Cette BD captive dès le début en montrant plusieurs protagonistes, avant l’événement fatidique. On y suit un jeune homme, Yorick, en pleine communication avec sa petite amie en Australie, sur le point d’aborder un sujet important, mais aussi sa mère, membre du congrès, en pleine discussion politique, une soldate israélienne sur le terrain, une docteur sur le point d’accoucher de son clone, et enfin une agent secret d’une organisation gouvernemental confidentielle en mission.
Le fléau surpris tout le monde, qui se retrouva ébahit et éberlué devant cette épidémie massive et foudroyante. Le monde allait être changé à jamais. Tous les hommes avaient péri. Tous sauf un, Yorick, pour des raisons aussi mystérieuses que le fléau lui-même…

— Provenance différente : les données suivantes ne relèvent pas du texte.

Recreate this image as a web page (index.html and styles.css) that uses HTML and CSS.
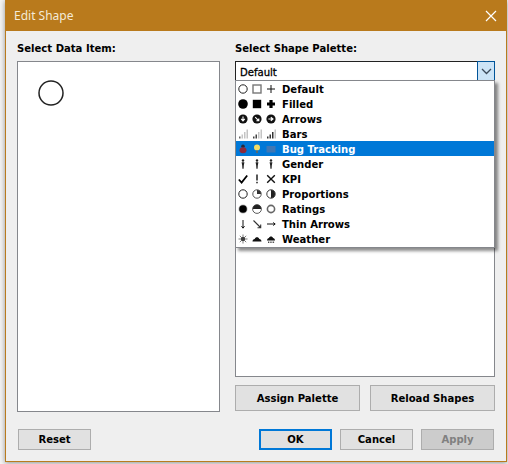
FILE: index.html
```html
<!DOCTYPE html>
<html lang="en">
<head>
    <meta charset="UTF-8">
    <title>Edit Shape</title>
    <link rel="stylesheet" href="styles.css">
</head>
<body>
    <svg class="defs" width="0" height="0">
        <symbol id="s-ring" viewBox="0 0 10 10"><circle cx="5" cy="5" r="4.2" fill="#fff" stroke="#222" stroke-width="1"/></symbol>
        <symbol id="s-square" viewBox="0 0 10 10"><rect x="1" y="1" width="8" height="8" fill="#fff" stroke="#777" stroke-width="1.4"/></symbol>
        <symbol id="s-plus" viewBox="0 0 10 10"><path d="M5 1v8M1 5h8" stroke="#111" stroke-width="1"/></symbol>
        <symbol id="s-disc" viewBox="0 0 10 10"><circle cx="5" cy="5" r="4.8" fill="#000"/></symbol>
        <symbol id="s-block" viewBox="0 0 10 10"><rect x=".8" y=".8" width="8.4" height="8.4" fill="#000"/></symbol>
        <symbol id="s-cross" viewBox="0 0 10 10"><path d="M5 1v8M1 5h8" stroke="#000" stroke-width="3.2"/></symbol>
        <symbol id="s-down" viewBox="0 0 10 10"><circle cx="5" cy="5" r="4.6" fill="#111"/><path d="M5 2.4v4M3.2 4.8 5 7l1.8-2.2" stroke="#fff" stroke-width="1.1" fill="none"/></symbol>
        <symbol id="s-diag" viewBox="0 0 10 10"><circle cx="5" cy="5" r="4.6" fill="#111"/><path d="M3.2 3.2l3.6 3.600M6.800 4.400v2.400H4.400" stroke="#fff" stroke-width="1.100" fill="none"/></symbol>
        <symbol id="s-right" viewBox="0 0 10 10"><circle cx="5" cy="5" r="4.6" fill="#111"/><path d="M2.4 5h4M4.8 3.2 7 5 4.8 6.8" stroke="#fff" stroke-width="1.1" fill="none"/></symbol>
        <symbol id="s-bar1" viewBox="0 0 10 10"><path d="M3.500 5.500H5v4H3.500zM6 3h1.500v6.500H6zM8.500 .5H10v9H8.500z" fill="#c4c4c4"/><path d="M1 7.500h1.500v2H1z" fill="#666"/></symbol>
        <symbol id="s-bar2" viewBox="0 0 10 10"><path d="M6 3h1.500v6.500H6zM8.500 .5H10v9H8.500z" fill="#c4c4c4"/><path d="M1 7.500h1.500v2H1zM3.500 5.500H5v4H3.500z" fill="#444"/></symbol>
        <symbol id="s-bar3" viewBox="0 0 10 10"><path d="M8.500 .5H10v9H8.500z" fill="#c4c4c4"/><path d="M1 7.500h1.500v2H1zM3.500 5.500H5v4H3.500zM6 3h1.500v6.500H6z" fill="#333"/></symbol>
        <symbol id="s-bug" viewBox="0 0 10 10"><circle cx="5" cy="2.200" r="1.800" fill="#2a2a3a"/><ellipse cx="5" cy="6.200" rx="3.500" ry="3" fill="#8e2a3c"/></symbol>
        <symbol id="s-bulb" viewBox="0 0 10 10"><circle cx="5" cy="3.500" r="3" fill="#f2dd66"/><rect x="4" y="6.500" width="2" height="2.500" fill="#5a6a70"/></symbol>
        <symbol id="s-mail" viewBox="0 0 10 10"><rect x=".5" y="2" width="9" height="6.500" fill="#3f77b4"/></symbol>
        <symbol id="s-person" viewBox="0 0 10 10"><circle cx="5" cy="1.500" r="1.200" fill="#222"/><path d="M3.600 3.200h2.800L5.800 6.500l-.2 3.300H4.400L4.200 6.500z" fill="#222"/></symbol>
        <symbol id="s-check" viewBox="0 0 10 10"><path d="M.8 5.500 3.600 8.500 9.200 1.500" stroke="#000" stroke-width="1.800" fill="none"/></symbol>
        <symbol id="s-bang" viewBox="0 0 10 10"><path d="M5 .5v6" stroke="#111" stroke-width="1.400"/><rect x="4.300" y="7.800" width="1.400" height="1.500" fill="#111"/></symbol>
        <symbol id="s-x" viewBox="0 0 10 10"><path d="M1.200 1.200l7.600 7.600M8.800 1.200 1.200 8.800" stroke="#111" stroke-width="1.400"/></symbol>
        <symbol id="s-quarter" viewBox="0 0 10 10"><circle cx="5" cy="5" r="4.200" fill="#fff" stroke="#444" stroke-width=".9"/><path d="M5 5V1a4 4 0 0 1 4 4z" fill="#333"/></symbol>
        <symbol id="s-half" viewBox="0 0 10 10"><circle cx="5" cy="5" r="4.200" fill="#fff" stroke="#222" stroke-width=".9"/><path d="M5 1a4 4 0 0 1 0 8z" fill="#222"/></symbol>
        <symbol id="s-dot" viewBox="0 0 10 10"><circle cx="5" cy="5" r="4.600" fill="#bbb"/><circle cx="5" cy="5" r="3.800" fill="#000"/></symbol>
        <symbol id="s-tophalf" viewBox="0 0 10 10"><circle cx="5" cy="5" r="4.400" fill="#fff" stroke="#333" stroke-width=".8"/><path d="M.8 5a4.200 4.200 0 0 1 8.400 0z" fill="#222"/></symbol>
        <symbol id="s-thick" viewBox="0 0 10 10"><circle cx="5" cy="5" r="3.600" fill="#fff" stroke="#666" stroke-width="1.600"/></symbol>
        <symbol id="s-tdown" viewBox="0 0 10 10"><path d="M5 1v8M3.500 7.200 5 9.200 6.500 7.200" stroke="#111" fill="none"/></symbol>
        <symbol id="s-tdiag" viewBox="0 0 10 10"><path d="M1.500 1.500 8.500 8.500M8.700 5.500v3.200H5.500" stroke="#333" stroke-width="1.100" fill="none"/></symbol>
        <symbol id="s-tright" viewBox="0 0 10 10"><path d="M1 5h8M7.200 3.500 9.200 5 7.200 6.500" stroke="#111" fill="none"/></symbol>
        <symbol id="s-sun" viewBox="0 0 10 10"><circle cx="5" cy="5" r="2" fill="#222"/><path d="M5 .5v9M.5 5h9M1.800 1.800l6.400 6.400M8.200 1.800 1.800 8.200" stroke="#444" stroke-width=".7"/></symbol>
        <symbol id="s-cloud" viewBox="0 0 10 10"><path d="M.5 7.500C.5 6 1.500 5 2.700 5 3.200 2.500 6.800 2.500 7.300 5c1.200 0 2.200 1 2.200 2.500z" fill="#111"/></symbol>
        <symbol id="s-rain" viewBox="0 0 10 10"><path d="M1 6.500C1 5 2 4 3 4 3.400 2 6.600 2 7 4c1 0 2 1 2 2.500z" fill="#111"/><path d="M2.500 7.500v1.500M4.200 7.500v1.500M5.900 7.500v1.500M7.600 7.500v1.500" stroke="#444"/></symbol>
    </svg>

    <div class="dialog">
        <div class="titlebar">
            <span>Edit Shape</span>
            <svg class="close" width="12" height="12" viewBox="0 0 12 12"><path d="M1 1l10 10M11 1 1 11" stroke="#fff" stroke-width="1.2"/></svg>
        </div>
        <div class="content">
            <div class="panels">
                <div class="panel">
                    <div class="label">Select Data Item:</div>
                    <div class="item-box">
                        <svg class="item-circle" width="28" height="28" viewBox="0 0 28 28"><circle cx="14" cy="14" r="12" fill="#fff" stroke="#222" stroke-width="1.5"/></svg>
                    </div>
                </div>
                <div class="panel">
                    <div class="label">Select Shape Palette:</div>
                    <div class="combo-wrap">
                        <div class="combo">
                            <span class="combo-text">Default</span>
                            <span class="combo-btn">
                                <svg width="11" height="7" viewBox="0 0 11 7"><path d="M1 1l4.500 4.500L10 1" stroke="#3b4a5a" stroke-width="1.3" fill="none"/></svg>
                            </span>
                        </div>
                        <ul class="drop">
                            <li><span class="ico"><svg><use href="#s-ring"/></svg><svg><use href="#s-square"/></svg><svg><use href="#s-plus"/></svg></span>Default</li>
                            <li><span class="ico"><svg><use href="#s-disc"/></svg><svg><use href="#s-block"/></svg><svg><use href="#s-cross"/></svg></span>Filled</li>
                            <li><span class="ico"><svg><use href="#s-down"/></svg><svg><use href="#s-diag"/></svg><svg><use href="#s-right"/></svg></span>Arrows</li>
                            <li><span class="ico"><svg><use href="#s-bar1"/></svg><svg><use href="#s-bar2"/></svg><svg><use href="#s-bar3"/></svg></span>Bars</li>
                            <li class="selected"><span class="ico"><svg><use href="#s-bug"/></svg><svg><use href="#s-bulb"/></svg><svg><use href="#s-mail"/></svg></span>Bug Tracking</li>
                            <li><span class="ico"><svg><use href="#s-person"/></svg><svg><use href="#s-person"/></svg><svg><use href="#s-person"/></svg></span>Gender</li>
                            <li><span class="ico"><svg><use href="#s-check"/></svg><svg><use href="#s-bang"/></svg><svg><use href="#s-x"/></svg></span>KPI</li>
                            <li><span class="ico"><svg><use href="#s-ring"/></svg><svg><use href="#s-quarter"/></svg><svg><use href="#s-half"/></svg></span>Proportions</li>
                            <li><span class="ico"><svg><use href="#s-dot"/></svg><svg><use href="#s-tophalf"/></svg><svg><use href="#s-thick"/></svg></span>Ratings</li>
                            <li><span class="ico"><svg><use href="#s-tdown"/></svg><svg><use href="#s-tdiag"/></svg><svg><use href="#s-tright"/></svg></span>Thin Arrows</li>
                            <li><span class="ico"><svg><use href="#s-sun"/></svg><svg><use href="#s-cloud"/></svg><svg><use href="#s-rain"/></svg></span>Weather</li>
                        </ul>
                    </div>
                    <div class="shape-box"></div>
                    <div class="palette-btns">
                        <button class="btn">Assign Palette</button>
                        <button class="btn">Reload Shapes</button>
                    </div>
                </div>
            </div>
            <div class="footer">
                <button class="btn small">Reset</button>
                <div class="footer-right">
                    <button class="btn small ok">OK</button>
                    <button class="btn small">Cancel</button>
                    <button class="btn small disabled">Apply</button>
                </div>
            </div>
        </div>
    </div>
</body>
</html>
```

FILE: styles.css
```css
html, body {
    margin: 0;
    height: 100%;
}

body {
    background-color: #f3f3f3;
    font-family: "DejaVu Sans Condensed", "DejaVu Sans", sans-serif;
    font-stretch: condensed;
    font-size: 11.2px;
    font-weight: bold;
    color: #000;
    overflow: hidden;
}

.defs {
    display: block;
    height: 0;
}

.dialog {
    width: 502px;
    height: 462px;
    margin-left: 5px;
    box-sizing: border-box;
    background-color: #efefef;
    border: 1px solid #b97b1e;
    border-top: 0;
    box-shadow: 0 1px 5px rgba(0, 0, 0, 0.4);
}

.titlebar {
    height: 31px;
    background-color: #b97a1c;
    color: #f4ead8;
    font-family: "Noto Sans", sans-serif;
    font-stretch: normal;
    font-size: 12px;
    font-weight: normal;
    display: flex;
    align-items: center;
    justify-content: space-between;
    padding: 0 9px 0 8px;
}

.content {
    padding: 11px 11px 0 11px;
}

.panels {
    display: flex;
    gap: 15px;
}

.panel {
    display: flex;
    flex-direction: column;
}

.panel:first-child {
    width: 203px;
}

.panel:last-child {
    width: 260px;
}

.label {
    height: 19px;
    line-height: 13px;
}

.item-box {
    width: 201px;
    height: 349px;
    background-color: #fff;
    border: 1px solid #85878c;
}

.item-circle {
    display: block;
    margin: 17px 0 0 19px;
}

.combo-wrap {
    position: relative;
}

.combo {
    height: 18px;
    background-color: #fff;
    border: 1px solid #222;
    display: flex;
    align-items: center;
    justify-content: space-between;
}

.combo-text {
    padding: 2px 0 0 4px;
    font-weight: normal;
    -webkit-text-stroke: 0.3px #000;
}

.combo-btn {
    width: 16px;
    height: 18px;
    margin: -2px -1px -2px 0;
    background-color: #cce4f7;
    border: 1px solid #005499;
    display: flex;
    align-items: center;
    justify-content: center;
}

.drop {
    position: absolute;
    top: 19px;
    left: 0;
    width: 258px;
    margin: 0;
    padding: 0 0 1px 0;
    list-style: none;
    background-color: #fff;
    border: 1px solid #85878c;
    box-shadow: 3px 3px 3px rgba(0, 0, 0, 0.45);
    z-index: 2;
}

.drop li {
    height: 14px;
    padding-top: 1px;
    display: flex;
    align-items: center;
}

.drop li.selected {
    background-color: #0078d7;
    color: #fff;
}

.ico {
    display: flex;
    width: 44px;
    margin-top: -1px;
    padding-left: 2px;
    gap: 4px;
}

.ico svg {
    width: 10px;
    height: 10px;
    display: block;
}

.shape-box {
    height: 295px;
    background-color: #fff;
    border: 1px solid #85878c;
    border-top: 0;
}

.palette-btns {
    display: flex;
    justify-content: space-between;
    margin-top: 8px;
}

.btn {
    width: 125px;
    height: 26px;
    padding: 0;
    background-color: #e1e1e1;
    border: 1px solid #adadad;
    font-family: inherit;
    font-stretch: inherit;
    font-size: inherit;
    font-weight: bold;
    color: #000;
}

.btn.small {
    width: 73px;
    height: 21px;
}

.btn.ok {
    border: 2px solid #0078d7;
}

.btn.disabled {
    background-color: #ccc;
    color: #808080;
}

.footer {
    display: flex;
    justify-content: space-between;
    margin: 17px 1px 0 1px;
}

.footer-right {
    display: flex;
    gap: 8px;
}
```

La série raconte donc l’histoire de ce dernier homme, un road trip à travers les Etats-Unis, puis le monde, pour tenter de retrouver sa petite amie. Mais étant le dernier survivant masculin, ce qu’il représente et la responsabilité qui repose sur ses épaules vont bien au-delà de ses propres motivations. Les premières à apprendre son existence l’envoie donc auprès du docteur Mann, la spécialiste en clonage, pour tenter de comprendre les raisons de sa survie et trouver un moyen de repeupler la terre, escorté par la farouche et dévouée agent secret 355. Mais Yorick n’a rien d’un héros, il n’est ni fort ni spécialement intelligent, et se passerait bien de tout ce poids qui repose sur ses frêles épaules. De nature plutôt insouciante et désinvolte, il préfère feindre la légèreté et se conduire en toute imprudence, au grand désespoir de celles qui l’accompagnent. Mais comme les autres survivantes, le fléau le changera irrémédiablement.
Une impudence qui cause de nombreux problèmes, car le voyage sera celui de tous les dangers. Même si les hommes ne sont plus, la violence, le banditisme, la haine, les conflits entre nations n’ont pas disparus avec eux. Yorick et ses deux compagnes vont tour à tour affronter des folles pillant et tuant au nom de la lutte contre les derniers vestiges de la domination masculine, des soldats étrangères n’hésitant pas à combattre leurs anciens alliés pour mettre la main sur la ressource la plus précieuse de la Terre, des pirates trafiquantes de drogue, un gang d’adolescentes japonaises, ou encore une organisation secrète corrompue. En outre, certaines fonctions comme les pilotes d’avion étant occupés majoritairement par les hommes, ou encore les routes encombrés, ont sévèrement compromis les transports, quand des criminels ne bloquent pas les routes. Beaucoup de femmes meurent ainsi de faim, qui se tournent alors dans le pillage, la drogue ou la folie.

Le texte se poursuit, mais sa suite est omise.